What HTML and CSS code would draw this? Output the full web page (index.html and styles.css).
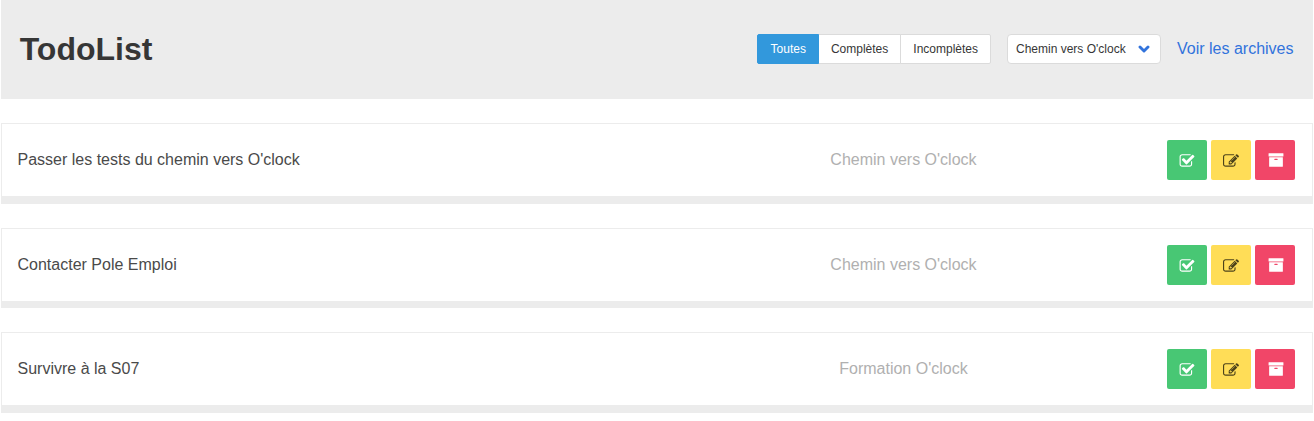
FILE: index.html
```html
<!DOCTYPE html>
<html lang="fr">
<head>
<meta charset="utf-8">
<title>TodoList</title>
<link rel="stylesheet" href="styles.css">
</head>
<body>
<svg class="sprite" aria-hidden="true">
  <symbol id="check" viewBox="0 0 1792 1792"><path d="M1472 930v318q0 119-84.5 203.5t-203.5 84.5h-832q-119 0-203.5-84.5t-84.5-203.5v-832q0-119 84.5-203.5t203.5-84.5h832q63 0 117 25 15 7 18 23 3 17-9 29l-49 49q-10 10-23 10-3 0-9-2-23-6-45-6h-832q-66 0-113 47t-47 113v832q0 66 47 113t113 47h832q66 0 113-47t47-113v-254q0-13 9-22l64-64q10-10 23-10 6 0 12 3 20 8 20 29zm231-489l-814 814q-24 24-57 24t-57-24l-430-430q-24-24-24-57t24-57l110-110q24-24 57-24t57 24l263 263 647-647q24-24 57-24t57 24l110 110q24 24 24 57t-24 57z"/></symbol>
  <symbol id="edit" viewBox="0 0 1792 1792"><path d="M888 1184l116-116-152-152-116 116v56h96v96h56zm440-720q-16-16-33 1l-350 350q-17 17-1 33t33-1l350-350q17-17 1-33zm80 594v190q0 119-84.5 203.5t-203.5 84.5h-832q-119 0-203.5-84.5t-84.5-203.5v-832q0-119 84.5-203.5t203.5-84.5h832q63 0 117 25 15 7 18 23 3 17-9 29l-49 49q-14 14-32 8-23-6-45-6h-832q-66 0-113 47t-47 113v832q0 66 47 113t113 47h832q66 0 113-47t47-113v-126q0-13 9-22l64-64q15-15 35-7t20 29zm-96-738l288 288-672 672h-288v-288zm444 132l-92 92-288-288 92-92q28-28 68-28t68 28l152 152q28 28 28 68t-28 68z"/></symbol>
  <symbol id="archive" viewBox="0 0 1792 1792"><path d="M1088 832q0-26-19-45t-45-19h-256q-26 0-45 19t-19 45 19 45 45 19h256q26 0 45-19t19-45zm576-192v960q0 26-19 45t-45 19h-1408q-26 0-45-19t-19-45v-960q0-26 19-45t45-19h1408q26 0 45 19t19 45zm64-448v256q0 26-19 45t-45 19h-1536q-26 0-45-19t-19-45v-256q0-26 19-45t45-19h1536q26 0 45 19t19 45z"/></symbol>
</svg>
<header class="header">
  <h1 class="title">TodoList</h1>
  <nav class="filters">
    <div class="buttons">
      <button class="button button--active">Toutes</button>
      <button class="button">Complètes</button>
      <button class="button">Incomplètes</button>
    </div>
    <button class="select">Chemin vers O'clock
      <svg class="chevron" viewBox="0 0 12 8"><path d="M2 2l4 4 4-4"/></svg>
    </button>
    <a class="link" href="#">Voir les archives</a>
  </nav>
</header>
<main class="tasks">
  <article class="task">
    <p class="task__name">Passer les tests du chemin vers O'clock</p>
    <p class="task__category">Chemin vers O'clock</p>
    <div class="task__actions">
      <button class="action action--check"><svg class="icon"><use href="#check"/></svg></button>
      <button class="action action--edit"><svg class="icon"><use href="#edit"/></svg></button>
      <button class="action action--archive"><svg class="icon"><use href="#archive"/></svg></button>
    </div>
  </article>
  <article class="task">
    <p class="task__name">Contacter Pole Emploi</p>
    <p class="task__category">Chemin vers O'clock</p>
    <div class="task__actions">
      <button class="action action--check"><svg class="icon"><use href="#check"/></svg></button>
      <button class="action action--edit"><svg class="icon"><use href="#edit"/></svg></button>
      <button class="action action--archive"><svg class="icon"><use href="#archive"/></svg></button>
    </div>
  </article>
  <article class="task">
    <p class="task__name">Survivre à la S07</p>
    <p class="task__category">Formation O'clock</p>
    <div class="task__actions">
      <button class="action action--check"><svg class="icon"><use href="#check"/></svg></button>
      <button class="action action--edit"><svg class="icon"><use href="#edit"/></svg></button>
      <button class="action action--archive"><svg class="icon"><use href="#archive"/></svg></button>
    </div>
  </article>
</main>
</body>
</html>
```
FILE: styles.css
```css
* {
  box-sizing: border-box;
  margin: 0;
  padding: 0;
}

body {
  margin: 0 1px;
  background: #fff;
  color: #4a4a4a;
  font: 16px/24px "Liberation Sans", Arial, sans-serif;
  overflow: hidden;
}

button {
  font-family: inherit;
}

.sprite {
  display: none;
}

.header {
  display: flex;
  align-items: center;
  justify-content: space-between;
  height: 99px;
  padding: 0 19.5px 1px 18.7px;
  background: #ececec;
}

.title {
  color: #363636;
  font-size: 32px;
  line-height: 36px;
}

.filters {
  display: flex;
  align-items: center;
  gap: 16px;
}

.buttons {
  display: flex;
}

.button {
  height: 30px;
  margin-left: -1px;
  padding: 0 12px;
  border: 1px solid #dbdbdb;
  background: #fff;
  color: #363636;
  font-size: 12px;
  line-height: 18px;
}

.button:first-child {
  margin-left: 0;
  padding-left: 12.5px;
  border-radius: 2px 0 0 2px;
}

.button:last-child {
  border-radius: 0 2px 2px 0;
}

.button--active {
  position: relative;
  border-color: #3298dc;
  background: #3298dc;
  color: #fff;
}

.select {
  display: flex;
  align-items: center;
  justify-content: space-between;
  width: 154px;
  height: 30px;
  padding: 0 10px 0 8px;
  border: 1px solid #dbdbdb;
  border-radius: 4px;
  background: #fff;
  color: #363636;
  font-size: 12px;
}

.chevron {
  width: 12px;
  height: 8px;
  fill: none;
  stroke: #3273dc;
  stroke-width: 2.9;
  stroke-linecap: round;
  stroke-linejoin: round;
}

.link {
  color: #3273dc;
  text-decoration: none;
}

.tasks {
  display: grid;
  grid-template-rows: 81px 80px 81px;
  gap: 24px;
  padding-top: 24px;
}

.task {
  display: grid;
  grid-template-columns: 641px 1fr 128px;
  align-items: center;
  padding: 0 17px 0 15.5px;
  border: 1px solid #ececec;
  border-bottom-width: 8px;
}

.task:nth-child(2) {
  border-bottom-width: 7px;
}

.task__category {
  padding-right: 18.6px;
  color: #b0b0b0;
  text-align: center;
}

.task__actions {
  display: flex;
  gap: 4px;
}

.action {
  display: flex;
  align-items: center;
  justify-content: center;
  width: 40px;
  height: 40px;
  padding-top: 1px;
  border: 0;
  border-radius: 2px;
}

.action--check {
  padding-right: 1px;
  background: #48c774;
  color: #fff;
}

.action--edit {
  background: #ffdd57;
  color: rgba(0, 0, 0, 0.7);
}

.action--archive {
  padding-top: 0;
  padding-left: 1px;
  background: #f14668;
  color: #fff;
}

.icon {
  width: 16px;
  height: 16px;
  fill: currentColor;
}
```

WORK TO COMPLETE: Copy out the listing exactly as it stands, but not the pictures.

OUTPUT:
What HTML and CSS code would draw this? Output the full web page (index.html and styles.css).
FILE: index.html
```html
<!DOCTYPE html>
<html lang="fr">
<head>
<meta charset="utf-8">
<title>TodoList</title>
<link rel="stylesheet" href="styles.css">
</head>
<body>
<svg class="sprite" aria-hidden="true">
  <symbol id="check" viewBox="0 0 1792 1792"><path d="M1472 930v318q0 119-84.5 203.5t-203.5 84.5h-832q-119 0-203.5-84.5t-84.5-203.5v-832q0-119 84.5-203.5t203.5-84.5h832q63 0 117 25 15 7 18 23 3 17-9 29l-49 49q-10 10-23 10-3 0-9-2-23-6-45-6h-832q-66 0-113 47t-47 113v832q0 66 47 113t113 47h832q66 0 113-47t47-113v-254q0-13 9-22l64-64q10-10 23-10 6 0 12 3 20 8 20 29zm231-489l-814 814q-24 24-57 24t-57-24l-430-430q-24-24-24-57t24-57l110-110q24-24 57-24t57 24l263 263 647-647q24-24 57-24t57 24l110 110q24 24 24 57t-24 57z"/></symbol>
  <symbol id="edit" viewBox="0 0 1792 1792"><path d="M888 1184l116-116-152-152-116 116v56h96v96h56zm440-720q-16-16-33 1l-350 350q-17 17-1 33t33-1l350-350q17-17 1-33zm80 594v190q0 119-84.5 203.5t-203.5 84.5h-832q-119 0-203.5-84.5t-84.5-203.5v-832q0-119 84.5-203.5t203.5-84.5h832q63 0 117 25 15 7 18 23 3 17-9 29l-49 49q-14 14-32 8-23-6-45-6h-832q-66 0-113 47t-47 113v832q0 66 47 113t113 47h832q66 0 113-47t47-113v-126q0-13 9-22l64-64q15-15 35-7t20 29zm-96-738l288 288-672 672h-288v-288zm444 132l-92 92-288-288 92-92q28-28 68-28t68 28l152 152q28 28 28 68t-28 68z"/></symbol>
  <symbol id="archive" viewBox="0 0 1792 1792"><path d="M1088 832q0-26-19-45t-45-19h-256q-26 0-45 19t-19 45 19 45 45 19h256q26 0 45-19t19-45zm576-192v960q0 26-19 45t-45 19h-1408q-26 0-45-19t-19-45v-960q0-26 19-45t45-19h1408q26 0 45 19t19 45zm64-448v256q0 26-19 45t-45 19h-1536q-26 0-45-19t-19-45v-256q0-26 19-45t45-19h1536q26 0 45 19t19 45z"/></symbol>
</svg>
<header class="header">
  <h1 class="title">TodoList</h1>
  <nav class="filters">
    <div class="buttons">
      <button class="button button--active">Toutes</button>
      <button class="button">Complètes</button>
      <button class="button">Incomplètes</button>
    </div>
    <button class="select">Chemin vers O'clock
      <svg class="chevron" viewBox="0 0 12 8"><path d="M2 2l4 4 4-4"/></svg>
    </button>
    <a class="link" href="#">Voir les archives</a>
  </nav>
</header>
<main class="tasks">
  <article class="task">
    <p class="task__name">Passer les tests du chemin vers O'clock</p>
    <p class="task__category">Chemin vers O'clock</p>
    <div class="task__actions">
      <button class="action action--check"><svg class="icon"><use href="#check"/></svg></button>
      <button class="action action--edit"><svg class="icon"><use href="#edit"/></svg></button>
      <button class="action action--archive"><svg class="icon"><use href="#archive"/></svg></button>
    </div>
  </article>
  <article class="task">
    <p class="task__name">Contacter Pole Emploi</p>
    <p class="task__category">Chemin vers O'clock</p>
    <div class="task__actions">
      <button class="action action--check"><svg class="icon"><use href="#check"/></svg></button>
      <button class="action action--edit"><svg class="icon"><use href="#edit"/></svg></button>
      <button class="action action--archive"><svg class="icon"><use href="#archive"/></svg></button>
    </div>
  </article>
  <article class="task">
    <p class="task__name">Survivre à la S07</p>
    <p class="task__category">Formation O'clock</p>
    <div class="task__actions">
      <button class="action action--check"><svg class="icon"><use href="#check"/></svg></button>
      <button class="action action--edit"><svg class="icon"><use href="#edit"/></svg></button>
      <button class="action action--archive"><svg class="icon"><use href="#archive"/></svg></button>
    </div>
  </article>
</main>
</body>
</html>
```
FILE: styles.css
```css
* {
  box-sizing: border-box;
  margin: 0;
  padding: 0;
}

body {
  margin: 0 1px;
  background: #fff;
  color: #4a4a4a;
  font: 16px/24px "Liberation Sans", Arial, sans-serif;
  overflow: hidden;
}

button {
  font-family: inherit;
}

.sprite {
  display: none;
}

.header {
  display: flex;
  align-items: center;
  justify-content: space-between;
  height: 99px;
  padding: 0 19.5px 1px 18.7px;
  background: #ececec;
}

.title {
  color: #363636;
  font-size: 32px;
  line-height: 36px;
}

.filters {
  display: flex;
  align-items: center;
  gap: 16px;
}

.buttons {
  display: flex;
}

.button {
  height: 30px;
  margin-left: -1px;
  padding: 0 12px;
  border: 1px solid #dbdbdb;
  background: #fff;
  color: #363636;
  font-size: 12px;
  line-height: 18px;
}

.button:first-child {
  margin-left: 0;
  padding-left: 12.5px;
  border-radius: 2px 0 0 2px;
}

.button:last-child {
  border-radius: 0 2px 2px 0;
}

.button--active {
  position: relative;
  border-color: #3298dc;
  background: #3298dc;
  color: #fff;
}

.select {
  display: flex;
  align-items: center;
  justify-content: space-between;
  width: 154px;
  height: 30px;
  padding: 0 10px 0 8px;
  border: 1px solid #dbdbdb;
  border-radius: 4px;
  background: #fff;
  color: #363636;
  font-size: 12px;
}

.chevron {
  width: 12px;
  height: 8px;
  fill: none;
  stroke: #3273dc;
  stroke-width: 2.9;
  stroke-linecap: round;
  stroke-linejoin: round;
}

.link {
  color: #3273dc;
  text-decoration: none;
}

.tasks {
  display: grid;
  grid-template-rows: 81px 80px 81px;
  gap: 24px;
  padding-top: 24px;
}

.task {
  display: grid;
  grid-template-columns: 641px 1fr 128px;
  align-items: center;
  padding: 0 17px 0 15.5px;
  border: 1px solid #ececec;
  border-bottom-width: 8px;
}

.task:nth-child(2) {
  border-bottom-width: 7px;
}

.task__category {
  padding-right: 18.6px;
  color: #b0b0b0;
  text-align: center;
}

.task__actions {
  display: flex;
  gap: 4px;
}

.action {
  display: flex;
  align-items: center;
  justify-content: center;
  width: 40px;
  height: 40px;
  padding-top: 1px;
  border: 0;
  border-radius: 2px;
}

.action--check {
  padding-right: 1px;
  background: #48c774;
  color: #fff;
}

.action--edit {
  background: #ffdd57;
  color: rgba(0, 0, 0, 0.7);
}

.action--archive {
  padding-top: 0;
  padding-left: 1px;
  background: #f14668;
  color: #fff;
}

.icon {
  width: 16px;
  height: 16px;
  fill: currentColor;
}
```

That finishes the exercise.